**Work required:**
Search the records for the word "with" and pick out every line that has it.

**Provided entries:**

==================================================

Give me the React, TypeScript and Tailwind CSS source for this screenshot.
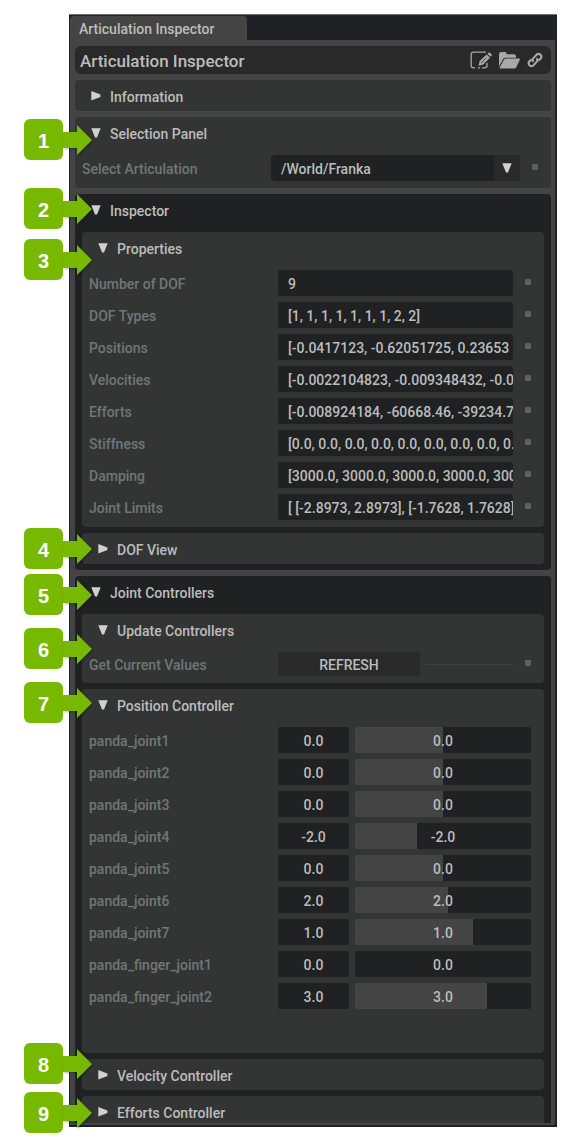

==================================================

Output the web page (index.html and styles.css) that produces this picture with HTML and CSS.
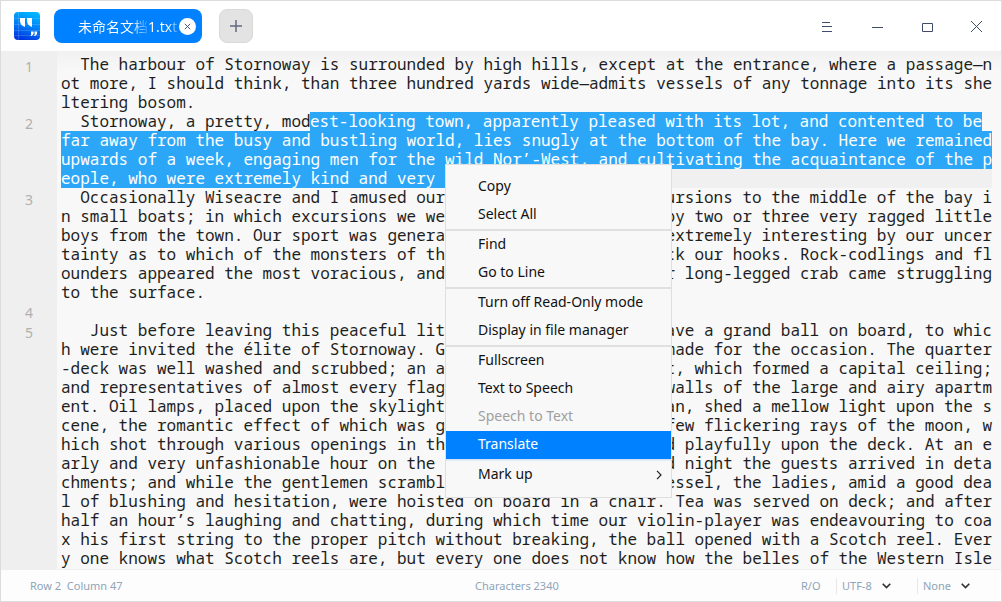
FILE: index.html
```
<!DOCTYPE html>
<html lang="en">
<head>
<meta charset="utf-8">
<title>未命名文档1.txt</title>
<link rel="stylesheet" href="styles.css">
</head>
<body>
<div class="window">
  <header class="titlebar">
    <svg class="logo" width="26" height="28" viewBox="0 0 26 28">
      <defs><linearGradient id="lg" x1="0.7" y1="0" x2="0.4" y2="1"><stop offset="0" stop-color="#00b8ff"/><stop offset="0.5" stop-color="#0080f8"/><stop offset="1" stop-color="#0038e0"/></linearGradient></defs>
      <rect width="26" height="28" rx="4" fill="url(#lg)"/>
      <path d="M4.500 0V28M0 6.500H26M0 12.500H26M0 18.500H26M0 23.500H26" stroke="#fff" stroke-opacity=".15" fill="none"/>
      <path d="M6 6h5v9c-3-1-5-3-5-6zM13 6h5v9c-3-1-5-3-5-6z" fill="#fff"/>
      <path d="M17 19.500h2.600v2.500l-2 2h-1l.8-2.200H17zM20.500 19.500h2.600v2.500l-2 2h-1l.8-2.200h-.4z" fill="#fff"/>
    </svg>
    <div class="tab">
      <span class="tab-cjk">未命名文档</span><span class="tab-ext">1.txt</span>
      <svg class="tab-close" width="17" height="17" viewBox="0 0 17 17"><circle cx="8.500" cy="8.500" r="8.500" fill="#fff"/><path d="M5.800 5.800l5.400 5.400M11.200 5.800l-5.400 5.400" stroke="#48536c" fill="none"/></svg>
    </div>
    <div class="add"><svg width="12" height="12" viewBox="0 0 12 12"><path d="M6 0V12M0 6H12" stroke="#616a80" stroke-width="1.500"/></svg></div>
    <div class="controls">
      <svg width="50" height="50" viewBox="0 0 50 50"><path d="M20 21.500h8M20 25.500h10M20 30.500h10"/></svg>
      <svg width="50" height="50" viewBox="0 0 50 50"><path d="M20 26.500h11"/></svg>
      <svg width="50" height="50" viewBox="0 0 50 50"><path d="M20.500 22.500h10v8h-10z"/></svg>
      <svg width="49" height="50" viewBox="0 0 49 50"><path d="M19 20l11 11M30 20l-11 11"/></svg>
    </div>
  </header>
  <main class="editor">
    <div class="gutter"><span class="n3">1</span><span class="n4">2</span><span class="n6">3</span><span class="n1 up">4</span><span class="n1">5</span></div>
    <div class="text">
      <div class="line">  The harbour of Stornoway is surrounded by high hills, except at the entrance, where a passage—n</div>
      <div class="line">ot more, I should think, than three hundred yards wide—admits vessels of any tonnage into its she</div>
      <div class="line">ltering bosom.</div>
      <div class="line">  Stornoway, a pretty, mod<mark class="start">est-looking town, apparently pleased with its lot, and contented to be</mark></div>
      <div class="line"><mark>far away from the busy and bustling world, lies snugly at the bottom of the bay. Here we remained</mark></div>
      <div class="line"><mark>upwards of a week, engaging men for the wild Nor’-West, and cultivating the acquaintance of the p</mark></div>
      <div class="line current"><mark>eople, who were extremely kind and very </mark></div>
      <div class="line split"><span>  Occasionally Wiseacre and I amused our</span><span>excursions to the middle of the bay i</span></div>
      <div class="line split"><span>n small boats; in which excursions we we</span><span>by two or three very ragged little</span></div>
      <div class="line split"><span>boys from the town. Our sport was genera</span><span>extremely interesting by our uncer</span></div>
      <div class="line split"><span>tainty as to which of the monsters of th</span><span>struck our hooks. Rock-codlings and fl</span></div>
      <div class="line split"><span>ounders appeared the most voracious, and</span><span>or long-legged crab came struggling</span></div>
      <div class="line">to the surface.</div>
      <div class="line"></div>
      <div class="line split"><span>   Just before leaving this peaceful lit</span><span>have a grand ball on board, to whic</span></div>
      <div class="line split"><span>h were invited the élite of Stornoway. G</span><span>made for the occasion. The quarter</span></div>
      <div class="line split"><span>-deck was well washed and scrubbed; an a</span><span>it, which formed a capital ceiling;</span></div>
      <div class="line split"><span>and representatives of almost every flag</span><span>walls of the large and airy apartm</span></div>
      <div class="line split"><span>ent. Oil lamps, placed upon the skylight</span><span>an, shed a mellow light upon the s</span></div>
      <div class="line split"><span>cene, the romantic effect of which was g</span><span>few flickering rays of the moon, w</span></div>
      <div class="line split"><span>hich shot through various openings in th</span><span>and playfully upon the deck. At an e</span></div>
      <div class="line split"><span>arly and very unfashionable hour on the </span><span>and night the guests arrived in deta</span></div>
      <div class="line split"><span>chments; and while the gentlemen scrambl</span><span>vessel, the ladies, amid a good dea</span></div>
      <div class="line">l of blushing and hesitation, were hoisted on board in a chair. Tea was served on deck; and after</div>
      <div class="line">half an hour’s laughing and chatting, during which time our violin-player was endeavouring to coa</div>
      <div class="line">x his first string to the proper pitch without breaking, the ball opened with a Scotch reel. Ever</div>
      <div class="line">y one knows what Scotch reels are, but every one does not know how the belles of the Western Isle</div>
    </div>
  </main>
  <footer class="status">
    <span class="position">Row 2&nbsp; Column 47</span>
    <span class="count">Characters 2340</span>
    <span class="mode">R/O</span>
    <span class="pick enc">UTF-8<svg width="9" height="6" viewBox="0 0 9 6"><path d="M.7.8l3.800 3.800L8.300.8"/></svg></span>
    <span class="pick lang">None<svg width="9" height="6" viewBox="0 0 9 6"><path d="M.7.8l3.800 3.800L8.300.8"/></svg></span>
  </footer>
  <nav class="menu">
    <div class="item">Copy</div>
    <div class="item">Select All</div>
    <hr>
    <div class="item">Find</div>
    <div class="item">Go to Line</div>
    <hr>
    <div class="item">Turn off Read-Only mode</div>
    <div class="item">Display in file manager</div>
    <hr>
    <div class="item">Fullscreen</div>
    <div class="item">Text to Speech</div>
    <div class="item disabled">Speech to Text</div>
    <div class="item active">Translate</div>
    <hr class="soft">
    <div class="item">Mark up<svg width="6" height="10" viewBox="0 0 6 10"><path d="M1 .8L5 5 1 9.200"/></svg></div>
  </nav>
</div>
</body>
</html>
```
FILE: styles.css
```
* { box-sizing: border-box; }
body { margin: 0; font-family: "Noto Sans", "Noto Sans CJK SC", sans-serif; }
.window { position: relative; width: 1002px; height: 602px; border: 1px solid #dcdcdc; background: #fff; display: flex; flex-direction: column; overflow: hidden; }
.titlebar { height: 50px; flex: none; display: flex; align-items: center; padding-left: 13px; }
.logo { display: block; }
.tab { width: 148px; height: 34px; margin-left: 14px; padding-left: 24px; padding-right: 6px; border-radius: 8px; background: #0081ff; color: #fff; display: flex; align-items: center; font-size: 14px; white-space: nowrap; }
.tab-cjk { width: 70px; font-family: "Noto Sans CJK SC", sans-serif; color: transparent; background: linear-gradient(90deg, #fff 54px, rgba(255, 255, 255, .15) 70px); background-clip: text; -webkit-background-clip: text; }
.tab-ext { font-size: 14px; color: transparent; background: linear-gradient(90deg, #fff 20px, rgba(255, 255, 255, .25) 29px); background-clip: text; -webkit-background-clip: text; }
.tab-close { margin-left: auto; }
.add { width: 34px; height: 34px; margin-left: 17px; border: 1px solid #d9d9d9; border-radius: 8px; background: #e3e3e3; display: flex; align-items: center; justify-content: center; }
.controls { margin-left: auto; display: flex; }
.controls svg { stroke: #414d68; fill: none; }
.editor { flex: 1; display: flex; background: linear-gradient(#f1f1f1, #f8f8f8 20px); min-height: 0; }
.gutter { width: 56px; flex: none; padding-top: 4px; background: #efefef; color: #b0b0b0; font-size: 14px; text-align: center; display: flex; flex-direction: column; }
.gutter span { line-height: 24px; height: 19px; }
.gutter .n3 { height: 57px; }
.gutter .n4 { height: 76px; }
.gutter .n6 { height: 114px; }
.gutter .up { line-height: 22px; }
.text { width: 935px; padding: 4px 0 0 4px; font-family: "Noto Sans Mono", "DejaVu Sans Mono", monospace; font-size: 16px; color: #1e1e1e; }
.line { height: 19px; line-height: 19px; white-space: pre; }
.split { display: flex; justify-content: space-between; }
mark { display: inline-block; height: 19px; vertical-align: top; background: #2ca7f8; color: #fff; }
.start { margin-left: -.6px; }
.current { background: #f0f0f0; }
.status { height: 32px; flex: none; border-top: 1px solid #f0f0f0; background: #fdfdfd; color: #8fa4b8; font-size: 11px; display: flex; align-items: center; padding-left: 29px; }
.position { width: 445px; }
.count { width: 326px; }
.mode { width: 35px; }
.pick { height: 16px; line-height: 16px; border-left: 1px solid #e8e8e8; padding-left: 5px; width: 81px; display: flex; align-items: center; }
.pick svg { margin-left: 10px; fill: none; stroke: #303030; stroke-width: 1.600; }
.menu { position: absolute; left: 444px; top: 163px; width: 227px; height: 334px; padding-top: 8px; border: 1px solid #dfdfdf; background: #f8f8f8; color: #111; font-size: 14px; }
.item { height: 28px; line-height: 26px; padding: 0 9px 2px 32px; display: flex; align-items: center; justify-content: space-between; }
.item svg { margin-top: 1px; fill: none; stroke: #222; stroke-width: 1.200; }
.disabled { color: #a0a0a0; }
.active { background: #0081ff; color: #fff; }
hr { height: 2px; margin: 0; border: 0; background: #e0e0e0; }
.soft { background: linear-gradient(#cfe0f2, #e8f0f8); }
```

==================================================

**Answer to this problem:**
Output the web page (index.html and styles.css) that produces this picture with HTML and CSS.
      <div class="line">  Stornoway, a pretty, mod<mark class="start">est-looking town, apparently pleased with its lot, and contented to be</mark></div>
      <div class="line">x his first string to the proper pitch without breaking, the ball opened with a Scotch reel. Ever</div>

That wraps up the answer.